On his return to work, his employers moved him from the plant floor to work in an office but after seven months he was required to return to his previous role, once again exposing him further to the harmful fumes.

In 2011, Ronald’s condition had exacerbated to the point that he had seven months off work because of his asthma. When he returned to Ford he spent the remainder of his career working in an office.

Left partially disabled

Ronald said: “I have been left with life-long breathing difficulties and I am now classed as partially disabled. It is an extremely frustrating and limiting condition that has a very negative effect on my quality of life, I can’t even walk my dog without getting out of breath.”

Unite Legal Services instructed Thompsons Solicitors to make a claim for their member. Ronald had previously started his claim with a local ‘No Win No Fee’ solicitors firm but they had dropped his case at the first hurdle, simply accepting without question medical evidence that suggested his condition was pre-existing.

Thompsons Solicitors, with their extensive experience in industrial disease cases, weren’t so easily put off and secured £33,000 of compensation for Ronald in 2013.

Ford failed to provide a safe working environment

Peter Kavanagh, Unite’s London and Eastern Regional Secretary, said: “This case proves the importance of union membership and the quality of legal care that our members can expect. Ronald would have missed out on a significant sum of compensation if he had not approached Unite Legal Services for a second opinion.

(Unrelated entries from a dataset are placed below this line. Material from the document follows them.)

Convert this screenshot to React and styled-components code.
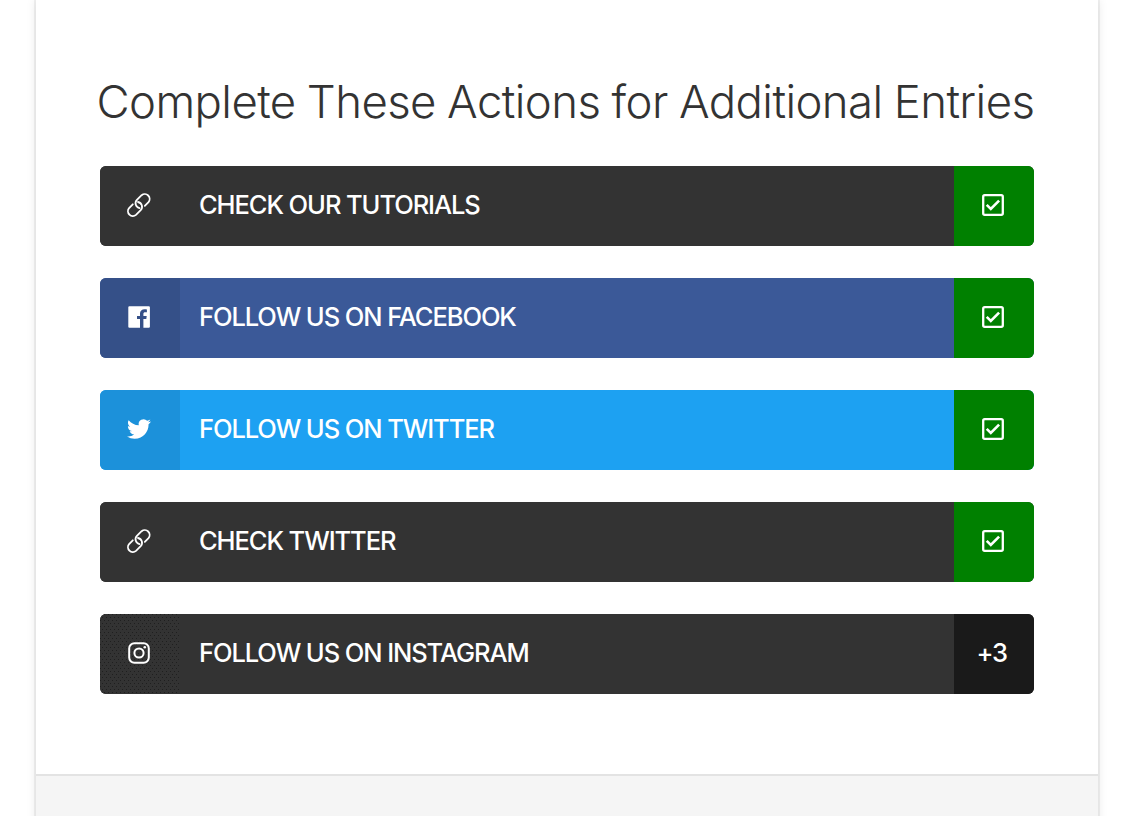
import React from "react";
import styled, { createGlobalStyle } from "styled-components";

const GlobalStyle = createGlobalStyle`
  * { box-sizing: border-box; }
  body { margin: 0; background: #fff; overflow: hidden; font-family: Inter, "Open Sans", sans-serif; }
`;

const Page = styled.div`
  height: 816px;
  padding: 0 34px 0 36px;
  overflow: hidden;
`;

const Card = styled.main`
  height: 840px;
  display: flex;
  flex-direction: column;
  background: #fff;
  box-shadow: 0 0 0 2px rgba(0, 0, 0, 0.05), 0 0 10px rgba(0, 0, 0, 0.1);
`;

const Body = styled.section`
  height: 774px;
  padding: 72px 64px 0;
`;

const Footer = styled.footer`
  flex: 1;
  border-top: 2px solid #e3e3e3;
  background: #f5f5f5;
`;

const Title = styled.h1`
  margin: 0 -10px 34px -3.5px;
  height: 60px;
  line-height: 60px;
  font-size: 45.5px;
  font-weight: 300;
  letter-spacing: -0.58px;
  word-spacing: -1px;
  white-space: nowrap;
  color: #333;
`;

const List = styled.div`
  display: flex;
  flex-direction: column;
  gap: 32px;
`;

const Row = styled.button`
  display: flex;
  align-items: stretch;
  width: 934px;
  height: 80px;
  padding: 0;
  border: 0;
  border-radius: 6px;
  overflow: hidden;
  color: #fff;
  background: ${(p) => p.$color};
  font: inherit;
  text-align: left;
`;

const IconCell = styled.span`
  display: flex;
  align-items: center;
  justify-content: center;
  width: 80px;
  padding: 0 2px 2px 0;
  background-color: ${(p) => p.$color};
  ${(p) =>
    p.$dotted &&
    `background-image: radial-gradient(circle at 0.5px 0.5px, #1f1f1f 0.5px, transparent 0.6px), radial-gradient(circle at 0.5px 0.5px, #1f1f1f 0.5px, transparent 0.6px);
     background-size: 4px 6px;
     background-position: 0 0, 2px 3px;`}
`;

const Label = styled.span`
  flex: 1;
  padding-left: 19px;
  line-height: 78px;
  font-size: 25.5px;
  font-weight: 550;
  letter-spacing: -1.08px;
  white-space: nowrap;
`;

const Status = styled.span`
  display: flex;
  align-items: center;
  justify-content: center;
  width: 80px;
  padding: 0 2px 2px 0;
  background: ${(p) => (p.$done ? "#008000" : "#1a1a1a")};
`;

const Points = styled.span`
  padding: 0 3px 2px 0;
  font-size: 25.5px;
  font-weight: 550;
  letter-spacing: -1.5px;
`;

const Icon = styled.svg`
  display: block;
  width: 26px;
  height: 26px;
`;

const LinkIcon = () => (
  <Icon viewBox="0 0 26 26" fill="none" stroke="#fff" strokeWidth="1.8" strokeLinecap="round">
    <path d="M18.8 13.8L22.5 10.1A4.9 4.9 0 0 0 15.6 3.2L10.9 7.9A4.9 4.9 0 0 0 13.6 16.1" />
    <path
      transform="rotate(180 12.8 13.05)"
      d="M18.8 13.8L22.5 10.1A4.9 4.9 0 0 0 15.6 3.2L10.9 7.9A4.9 4.9 0 0 0 13.6 16.1"
    />
  </Icon>
);

const FacebookIcon = () => (
  <Icon viewBox="0 0 26 26">
    <path
      fill="#fff"
      d="M3.4 2.2H22.8Q23.9 2.2 23.9 3.3V22.7Q23.9 23.8 22.8 23.8H17.4V15.1H20.3L20.7 12H17.4V10C17.4 8.9 17.9 8.3 19.2 8.3H20.9V5.4C20.5 5.3 19.6 5.2 18.6 5.2C15.8 5.2 14 6.8 14 9.6V12H11V15.1H14V23.8H3.4Q2.3 23.8 2.3 22.7V3.3Q2.3 2.2 3.4 2.2Z"
    />
  </Icon>
);

const TwitterIcon = () => (
  <Icon viewBox="-1 -1 26 26">
    <path
      fill="#fff"
      d="M23.953 4.57a10 10 0 01-2.825.775 4.958 4.958 0 002.163-2.723c-.951.555-2.005.959-3.127 1.184a4.92 4.92 0 00-8.384 4.482C7.69 8.095 4.067 6.13 1.64 3.162a4.822 4.822 0 00-.666 2.475c0 1.71.87 3.213 2.188 4.096a4.904 4.904 0 01-2.228-.616v.06a4.923 4.923 0 003.946 4.827 4.996 4.996 0 01-2.212.085 4.936 4.936 0 004.604 3.417 9.867 9.867 0 01-6.102 2.105c-.39 0-.779-.023-1.17-.067a13.995 13.995 0 007.557 2.209c9.053 0 13.998-7.496 13.998-13.985 0-.21 0-.42-.015-.63A9.935 9.935 0 0024 4.59z"
    />
  </Icon>
);

const InstagramIcon = () => (
  <Icon viewBox="0 0 26 26" fill="none" stroke="#fff" strokeWidth="2">
    <rect x="3.2" y="3.2" width="19.6" height="19.6" rx="5.2" />
    <circle cx="13" cy="13" r="4.6" />
    <circle cx="18.8" cy="7.2" r="1.3" fill="#fff" stroke="none" />
  </Icon>
);

const CheckIcon = () => (
  <Icon viewBox="0 0 26 26" fill="none" stroke="#fff">
    <rect x="3.2" y="3.2" width="19.6" height="19.6" rx="1.5" strokeWidth="2.3" />
    <path d="M6.7 12.9L10.8 17L19.1 8.6" strokeWidth="2.6" />
  </Icon>
);

const actions = [
  { label: "CHECK OUR TUTORIALS", color: "#333", cell: "#333", Glyph: LinkIcon, done: true },
  { label: "FOLLOW US ON FACEBOOK", color: "#3b5998", cell: "#355088", Glyph: FacebookIcon, done: true },
  { label: "FOLLOW US ON TWITTER", color: "#1da1f2", cell: "#1c91da", Glyph: TwitterIcon, done: true },
  { label: "CHECK TWITTER", color: "#333", cell: "#333", Glyph: LinkIcon, done: true },
  { label: "FOLLOW US ON INSTAGRAM", color: "#333", cell: "#333", Glyph: InstagramIcon, dotted: true },
];

export default function App() {
  return (
    <Page>
      <GlobalStyle />
      <Card>
        <Body>
          <Title>Complete These Actions for Additional Entries</Title>
          <List>
            {actions.map(({ label, color, cell, Glyph, done, dotted }) => (
              <Row key={label} type="button" $color={color}>
                <IconCell $color={cell} $dotted={dotted}>
                  <Glyph />
                </IconCell>
                <Label>{label}</Label>
                <Status $done={done}>{done ? <CheckIcon /> : <Points>+3</Points>}</Status>
              </Row>
            ))}
          </List>
        </Body>
        <Footer />
      </Card>
    </Page>
  );
}
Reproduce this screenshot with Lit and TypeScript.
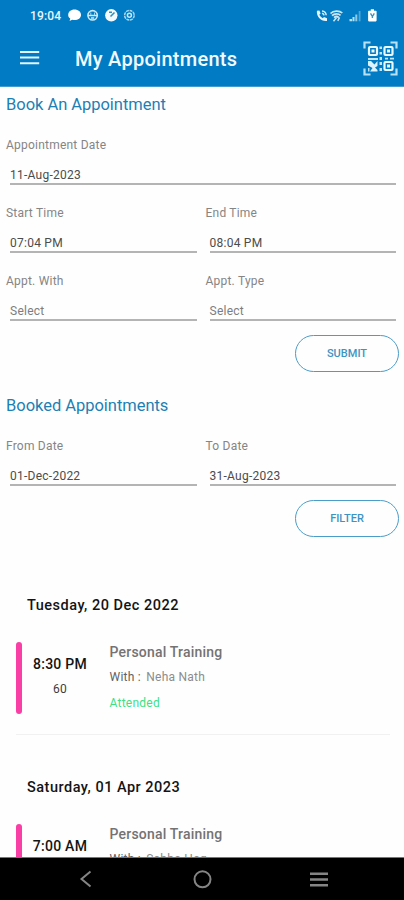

“Ford failed to provide Ronald with a safe working environment. The plant was not fitted with appropriate extraction units over the machines and employees were not given suitable protection. Not only did they breach well known health and safety regulations but, knowing what they did about his condition, they still put Ronald back into the same working conditions that brought on his health complaint in the first place.

“A lack of interest and care from Ford has left Ronald with a medical condition that will limit him for the rest of his life.”